### YOUR INSTRUCTIONS
Would you pull out every line of the material that contains the string "React"?

### STORED DATA
*-*-*

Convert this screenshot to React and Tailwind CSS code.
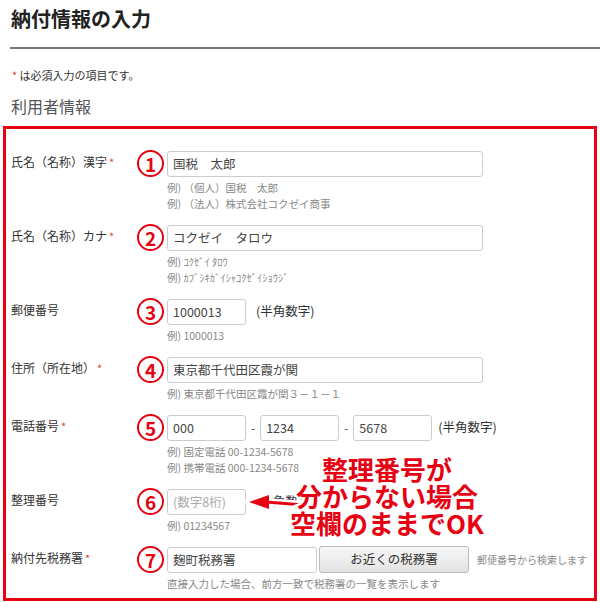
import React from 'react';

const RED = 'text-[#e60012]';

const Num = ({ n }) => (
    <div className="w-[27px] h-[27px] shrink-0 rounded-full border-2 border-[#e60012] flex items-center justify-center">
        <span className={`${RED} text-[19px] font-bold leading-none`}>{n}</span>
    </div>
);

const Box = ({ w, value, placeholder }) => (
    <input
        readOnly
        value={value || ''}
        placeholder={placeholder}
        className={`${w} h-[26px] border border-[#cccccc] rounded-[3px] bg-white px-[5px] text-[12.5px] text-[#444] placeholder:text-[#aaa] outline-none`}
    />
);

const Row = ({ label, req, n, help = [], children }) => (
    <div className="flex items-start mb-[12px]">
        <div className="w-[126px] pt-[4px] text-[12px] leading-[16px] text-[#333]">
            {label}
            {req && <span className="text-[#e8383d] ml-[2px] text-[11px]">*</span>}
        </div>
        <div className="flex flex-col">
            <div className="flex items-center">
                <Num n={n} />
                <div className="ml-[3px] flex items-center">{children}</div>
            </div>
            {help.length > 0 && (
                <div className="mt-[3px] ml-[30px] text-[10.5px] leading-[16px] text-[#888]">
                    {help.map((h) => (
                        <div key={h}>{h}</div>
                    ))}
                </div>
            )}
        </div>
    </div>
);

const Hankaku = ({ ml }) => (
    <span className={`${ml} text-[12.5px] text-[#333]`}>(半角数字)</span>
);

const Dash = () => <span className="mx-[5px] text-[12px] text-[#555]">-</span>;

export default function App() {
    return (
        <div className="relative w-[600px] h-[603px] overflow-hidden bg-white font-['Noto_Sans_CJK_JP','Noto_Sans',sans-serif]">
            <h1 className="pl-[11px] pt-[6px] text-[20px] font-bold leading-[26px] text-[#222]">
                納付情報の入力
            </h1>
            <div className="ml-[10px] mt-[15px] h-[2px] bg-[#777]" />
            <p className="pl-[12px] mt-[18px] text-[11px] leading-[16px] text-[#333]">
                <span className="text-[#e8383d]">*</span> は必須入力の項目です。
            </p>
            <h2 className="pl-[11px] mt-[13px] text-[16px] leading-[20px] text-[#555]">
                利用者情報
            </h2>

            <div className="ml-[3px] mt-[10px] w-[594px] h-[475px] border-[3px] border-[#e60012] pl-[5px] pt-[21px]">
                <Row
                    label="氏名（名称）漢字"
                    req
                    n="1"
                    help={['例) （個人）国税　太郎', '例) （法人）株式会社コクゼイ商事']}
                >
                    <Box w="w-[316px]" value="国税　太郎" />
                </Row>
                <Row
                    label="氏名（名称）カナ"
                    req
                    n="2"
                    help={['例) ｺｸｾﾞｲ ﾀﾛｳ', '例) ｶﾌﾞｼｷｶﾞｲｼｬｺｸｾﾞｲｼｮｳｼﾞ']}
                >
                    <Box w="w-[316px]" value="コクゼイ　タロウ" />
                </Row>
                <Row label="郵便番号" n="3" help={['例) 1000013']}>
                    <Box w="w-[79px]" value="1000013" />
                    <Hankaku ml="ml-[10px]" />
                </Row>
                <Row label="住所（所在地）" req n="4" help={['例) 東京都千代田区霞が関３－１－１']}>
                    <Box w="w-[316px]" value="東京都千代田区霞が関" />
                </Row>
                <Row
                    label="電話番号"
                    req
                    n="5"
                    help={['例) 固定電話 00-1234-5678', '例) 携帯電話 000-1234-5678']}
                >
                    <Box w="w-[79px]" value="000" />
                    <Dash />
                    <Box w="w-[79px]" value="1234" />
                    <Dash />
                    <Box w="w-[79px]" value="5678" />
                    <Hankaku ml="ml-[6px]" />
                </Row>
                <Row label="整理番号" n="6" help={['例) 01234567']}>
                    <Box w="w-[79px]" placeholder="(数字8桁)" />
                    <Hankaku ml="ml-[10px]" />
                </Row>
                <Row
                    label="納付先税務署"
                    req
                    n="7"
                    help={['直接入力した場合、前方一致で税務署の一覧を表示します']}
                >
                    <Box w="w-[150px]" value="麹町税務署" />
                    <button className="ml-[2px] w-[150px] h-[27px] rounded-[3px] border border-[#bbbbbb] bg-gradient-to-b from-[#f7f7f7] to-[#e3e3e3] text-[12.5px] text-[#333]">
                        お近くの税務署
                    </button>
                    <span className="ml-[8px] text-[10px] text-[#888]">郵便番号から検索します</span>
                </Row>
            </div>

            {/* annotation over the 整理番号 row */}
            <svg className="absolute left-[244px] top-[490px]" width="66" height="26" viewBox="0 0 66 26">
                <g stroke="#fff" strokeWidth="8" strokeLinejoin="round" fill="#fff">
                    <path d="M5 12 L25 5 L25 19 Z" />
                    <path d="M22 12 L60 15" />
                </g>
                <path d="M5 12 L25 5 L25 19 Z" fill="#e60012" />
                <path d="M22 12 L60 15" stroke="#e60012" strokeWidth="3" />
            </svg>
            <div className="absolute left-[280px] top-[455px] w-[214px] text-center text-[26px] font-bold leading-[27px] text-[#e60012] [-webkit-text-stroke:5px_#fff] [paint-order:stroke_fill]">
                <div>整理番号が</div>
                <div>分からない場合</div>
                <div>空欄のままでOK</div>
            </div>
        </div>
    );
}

*-*-*

### SOLVED EXERCISE
Convert this screenshot to React and Tailwind CSS code.
import React from 'react';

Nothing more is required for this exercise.